How are you spending your time these days?
In the short term, as I say, I'm teaching, which takes a great deal of energy. I'm also preparing new editions of two books. Meanwhile, I continue to muck about in another ongoing theme -- the problem of the relationship between culture and terror -- as I work toward a yet-to-be-completed volume entitled Vermeer in Bosnia.
You didn't mention The New Yorker at all in answering that last question, and at the outset of the interview you let slip a cryptic "until recently" when describing what you've been "allowed" to do in your writing. Does The New Yorker -- and do magazines in general -- still play a significant role in your writing life? Or are you a book man now?
I'd much rather continue to focus my writerly life on general-interest magazines. I'm not so much interested in having, say, 10,000 people buy a book of mine as I am in exposing 500,000 people to something -- long, ambitious, thoughtful, quirky, perhaps, but formful -- they might otherwise never have known about. Something they might have had no idea they were going to be encountering as they set out that fine morning, no idea they'd ever even find of the remotest interest, and yet something that suddenly catches fire in them, consuming their imaginations and vivifying their concerns -- something that (and this is an important part) they then find themselves sharing, and capable of sharing, with other equally surprised and gripped fellow-readers.

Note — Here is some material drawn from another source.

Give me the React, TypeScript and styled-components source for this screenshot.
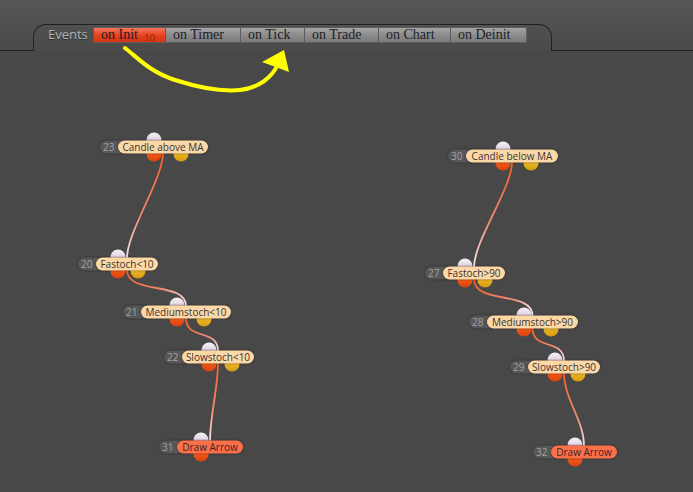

The trouble, of course, is that in this era of peg and niche and relentless compression, with most magazines terminally caught up in the frenzy of rebound, the gyre of celebrityhood, there are fewer and fewer places in which to encounter, or to publish, that kind of writing.
In describing this situation I'm speaking as a writer, of course, but even more so as a reader, and perhaps more to the point, as a common reader, which is to say a citizen. I just know that something -- and I'm not even sure how to characterize it exactly (the tang of surprise? the luxury of immersion? the savor of things suddenly mattering?) -- something these days is in the process of being lost.